* BEGIN Dataset excerpt *

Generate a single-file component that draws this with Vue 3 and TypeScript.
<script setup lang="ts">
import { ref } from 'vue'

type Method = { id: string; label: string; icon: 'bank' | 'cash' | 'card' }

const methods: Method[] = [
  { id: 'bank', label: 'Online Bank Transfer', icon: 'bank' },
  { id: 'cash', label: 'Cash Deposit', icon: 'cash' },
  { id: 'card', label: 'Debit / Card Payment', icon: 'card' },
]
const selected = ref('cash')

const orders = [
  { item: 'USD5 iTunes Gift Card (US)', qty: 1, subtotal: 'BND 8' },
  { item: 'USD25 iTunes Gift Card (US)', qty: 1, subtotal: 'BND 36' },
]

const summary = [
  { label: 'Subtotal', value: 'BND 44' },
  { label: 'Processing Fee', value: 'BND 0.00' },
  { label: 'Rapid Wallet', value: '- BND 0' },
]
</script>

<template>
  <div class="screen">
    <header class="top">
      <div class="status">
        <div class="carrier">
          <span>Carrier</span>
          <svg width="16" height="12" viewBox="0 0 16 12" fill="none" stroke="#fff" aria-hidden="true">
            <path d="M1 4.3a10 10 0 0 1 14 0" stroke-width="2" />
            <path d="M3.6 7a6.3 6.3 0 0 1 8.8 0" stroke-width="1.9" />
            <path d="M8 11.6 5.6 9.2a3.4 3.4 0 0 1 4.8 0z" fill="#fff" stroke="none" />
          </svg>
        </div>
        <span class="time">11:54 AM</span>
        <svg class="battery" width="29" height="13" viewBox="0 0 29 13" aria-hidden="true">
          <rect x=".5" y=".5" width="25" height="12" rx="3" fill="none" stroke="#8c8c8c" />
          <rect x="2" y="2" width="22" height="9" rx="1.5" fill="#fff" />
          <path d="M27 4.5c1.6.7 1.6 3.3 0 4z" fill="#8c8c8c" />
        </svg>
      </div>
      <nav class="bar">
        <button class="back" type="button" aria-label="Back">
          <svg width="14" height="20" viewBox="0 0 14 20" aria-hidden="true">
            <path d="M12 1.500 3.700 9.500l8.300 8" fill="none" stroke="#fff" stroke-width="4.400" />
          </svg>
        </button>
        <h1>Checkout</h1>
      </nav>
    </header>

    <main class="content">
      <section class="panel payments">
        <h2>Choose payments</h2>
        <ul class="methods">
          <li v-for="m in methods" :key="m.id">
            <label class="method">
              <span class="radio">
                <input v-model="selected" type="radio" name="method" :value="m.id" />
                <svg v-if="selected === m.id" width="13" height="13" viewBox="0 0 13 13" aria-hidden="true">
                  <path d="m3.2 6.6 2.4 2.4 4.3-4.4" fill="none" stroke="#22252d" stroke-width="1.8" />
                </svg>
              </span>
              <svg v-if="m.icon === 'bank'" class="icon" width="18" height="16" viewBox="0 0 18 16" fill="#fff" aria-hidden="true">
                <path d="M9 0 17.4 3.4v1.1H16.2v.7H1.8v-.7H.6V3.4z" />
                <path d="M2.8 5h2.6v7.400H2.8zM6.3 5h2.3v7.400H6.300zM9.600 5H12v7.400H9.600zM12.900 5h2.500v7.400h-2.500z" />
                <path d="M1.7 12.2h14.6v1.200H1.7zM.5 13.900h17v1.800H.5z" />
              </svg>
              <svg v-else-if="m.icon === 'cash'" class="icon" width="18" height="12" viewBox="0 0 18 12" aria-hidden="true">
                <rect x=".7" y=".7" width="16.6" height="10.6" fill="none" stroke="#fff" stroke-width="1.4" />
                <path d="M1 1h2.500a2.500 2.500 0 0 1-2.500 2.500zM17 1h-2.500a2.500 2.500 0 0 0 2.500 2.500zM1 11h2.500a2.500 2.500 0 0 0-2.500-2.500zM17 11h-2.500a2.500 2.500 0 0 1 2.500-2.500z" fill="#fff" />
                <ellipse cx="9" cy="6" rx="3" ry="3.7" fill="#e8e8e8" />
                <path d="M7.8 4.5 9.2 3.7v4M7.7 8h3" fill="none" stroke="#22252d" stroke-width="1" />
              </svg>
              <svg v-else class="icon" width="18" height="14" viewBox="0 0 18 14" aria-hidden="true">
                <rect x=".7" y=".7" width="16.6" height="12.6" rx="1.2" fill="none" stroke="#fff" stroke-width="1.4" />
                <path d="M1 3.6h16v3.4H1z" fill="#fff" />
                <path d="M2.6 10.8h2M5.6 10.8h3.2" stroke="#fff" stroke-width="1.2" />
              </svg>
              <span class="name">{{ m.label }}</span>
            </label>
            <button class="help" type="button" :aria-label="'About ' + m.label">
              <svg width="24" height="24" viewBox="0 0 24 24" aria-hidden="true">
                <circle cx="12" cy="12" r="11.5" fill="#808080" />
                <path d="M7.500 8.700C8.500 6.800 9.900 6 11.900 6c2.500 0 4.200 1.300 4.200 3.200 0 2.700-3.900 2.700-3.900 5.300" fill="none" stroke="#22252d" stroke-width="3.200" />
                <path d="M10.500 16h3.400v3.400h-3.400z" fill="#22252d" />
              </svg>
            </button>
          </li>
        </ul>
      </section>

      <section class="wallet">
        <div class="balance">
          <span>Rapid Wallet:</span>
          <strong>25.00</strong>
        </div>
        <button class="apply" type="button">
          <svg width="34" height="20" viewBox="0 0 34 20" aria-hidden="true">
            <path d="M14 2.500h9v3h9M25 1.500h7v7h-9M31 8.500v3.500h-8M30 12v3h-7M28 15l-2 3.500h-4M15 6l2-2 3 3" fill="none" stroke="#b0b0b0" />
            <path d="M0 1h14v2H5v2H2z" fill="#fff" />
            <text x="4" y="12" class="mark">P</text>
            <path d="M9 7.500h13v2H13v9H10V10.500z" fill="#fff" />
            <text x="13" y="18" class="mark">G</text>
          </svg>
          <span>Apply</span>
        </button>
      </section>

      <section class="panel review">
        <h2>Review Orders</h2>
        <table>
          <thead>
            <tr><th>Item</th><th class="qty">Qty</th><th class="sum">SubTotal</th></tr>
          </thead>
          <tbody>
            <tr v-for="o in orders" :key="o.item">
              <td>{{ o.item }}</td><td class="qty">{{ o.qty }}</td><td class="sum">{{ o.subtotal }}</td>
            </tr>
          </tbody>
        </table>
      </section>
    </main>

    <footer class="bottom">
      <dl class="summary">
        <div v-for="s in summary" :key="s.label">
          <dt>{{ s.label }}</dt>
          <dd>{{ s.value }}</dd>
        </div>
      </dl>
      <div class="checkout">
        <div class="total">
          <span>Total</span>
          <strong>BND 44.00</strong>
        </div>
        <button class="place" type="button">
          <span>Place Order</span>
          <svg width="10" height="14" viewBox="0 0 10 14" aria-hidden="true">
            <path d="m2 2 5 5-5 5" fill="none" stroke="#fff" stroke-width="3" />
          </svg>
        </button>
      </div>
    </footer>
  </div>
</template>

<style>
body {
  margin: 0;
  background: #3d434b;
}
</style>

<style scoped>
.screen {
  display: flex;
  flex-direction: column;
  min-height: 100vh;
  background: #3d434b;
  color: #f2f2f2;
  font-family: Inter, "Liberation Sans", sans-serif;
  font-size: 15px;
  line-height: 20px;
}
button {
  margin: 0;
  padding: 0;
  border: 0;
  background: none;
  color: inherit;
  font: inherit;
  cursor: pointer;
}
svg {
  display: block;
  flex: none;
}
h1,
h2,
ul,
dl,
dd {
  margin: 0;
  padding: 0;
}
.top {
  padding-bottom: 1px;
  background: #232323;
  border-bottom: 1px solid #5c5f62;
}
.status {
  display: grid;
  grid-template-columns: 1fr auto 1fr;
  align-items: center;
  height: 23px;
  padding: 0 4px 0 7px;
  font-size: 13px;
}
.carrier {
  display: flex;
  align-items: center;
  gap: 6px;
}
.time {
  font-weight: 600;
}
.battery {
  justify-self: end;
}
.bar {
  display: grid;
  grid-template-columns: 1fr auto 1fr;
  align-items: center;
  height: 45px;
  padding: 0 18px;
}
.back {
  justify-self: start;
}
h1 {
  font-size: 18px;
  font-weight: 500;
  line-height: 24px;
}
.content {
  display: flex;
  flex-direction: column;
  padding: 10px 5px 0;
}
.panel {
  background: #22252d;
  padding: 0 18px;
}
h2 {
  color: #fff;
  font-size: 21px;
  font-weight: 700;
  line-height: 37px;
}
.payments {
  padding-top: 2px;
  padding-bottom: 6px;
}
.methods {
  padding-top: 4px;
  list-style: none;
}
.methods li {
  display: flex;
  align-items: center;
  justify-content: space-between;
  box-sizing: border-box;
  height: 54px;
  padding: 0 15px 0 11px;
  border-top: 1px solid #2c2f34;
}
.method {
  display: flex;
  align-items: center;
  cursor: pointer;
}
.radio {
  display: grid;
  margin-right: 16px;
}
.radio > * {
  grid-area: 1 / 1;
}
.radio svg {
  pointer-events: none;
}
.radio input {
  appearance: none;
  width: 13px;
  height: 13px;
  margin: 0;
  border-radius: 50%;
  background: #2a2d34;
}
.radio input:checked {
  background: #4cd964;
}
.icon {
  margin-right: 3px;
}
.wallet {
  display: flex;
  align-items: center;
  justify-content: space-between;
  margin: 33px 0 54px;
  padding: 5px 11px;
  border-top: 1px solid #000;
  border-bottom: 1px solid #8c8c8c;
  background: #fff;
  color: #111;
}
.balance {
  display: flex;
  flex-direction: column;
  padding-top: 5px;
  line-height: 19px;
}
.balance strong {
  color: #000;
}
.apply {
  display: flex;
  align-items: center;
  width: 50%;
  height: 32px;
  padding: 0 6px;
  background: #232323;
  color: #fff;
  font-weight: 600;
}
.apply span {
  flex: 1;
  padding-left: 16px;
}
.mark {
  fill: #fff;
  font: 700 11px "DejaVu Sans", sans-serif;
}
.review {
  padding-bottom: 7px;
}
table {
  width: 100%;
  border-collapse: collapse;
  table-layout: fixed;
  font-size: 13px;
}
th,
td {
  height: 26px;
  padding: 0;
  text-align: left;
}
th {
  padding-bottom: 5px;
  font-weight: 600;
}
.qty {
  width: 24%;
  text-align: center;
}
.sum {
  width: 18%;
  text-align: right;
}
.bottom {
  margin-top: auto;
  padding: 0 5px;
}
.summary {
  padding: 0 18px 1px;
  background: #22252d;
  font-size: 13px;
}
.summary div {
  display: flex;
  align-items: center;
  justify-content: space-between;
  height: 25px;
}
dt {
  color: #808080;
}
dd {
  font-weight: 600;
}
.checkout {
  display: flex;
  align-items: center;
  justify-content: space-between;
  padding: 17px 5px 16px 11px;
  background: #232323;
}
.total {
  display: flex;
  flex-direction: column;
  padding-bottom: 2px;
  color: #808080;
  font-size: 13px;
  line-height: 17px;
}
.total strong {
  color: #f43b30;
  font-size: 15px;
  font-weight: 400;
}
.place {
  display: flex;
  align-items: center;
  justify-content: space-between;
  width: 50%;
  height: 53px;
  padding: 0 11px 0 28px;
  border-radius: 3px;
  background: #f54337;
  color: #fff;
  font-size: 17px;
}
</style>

* END Dataset excerpt *

● Task to carry out:
Copy the lines from the start of the data verbatim, stopping after the line containing "string; label: string;".

● Answer to the exercise:
Generate a single-file component that draws this with Vue 3 and TypeScript.
<script setup lang="ts">
import { ref } from 'vue'

type Method = { id: string; label: string; icon: 'bank' | 'cash' | 'card' }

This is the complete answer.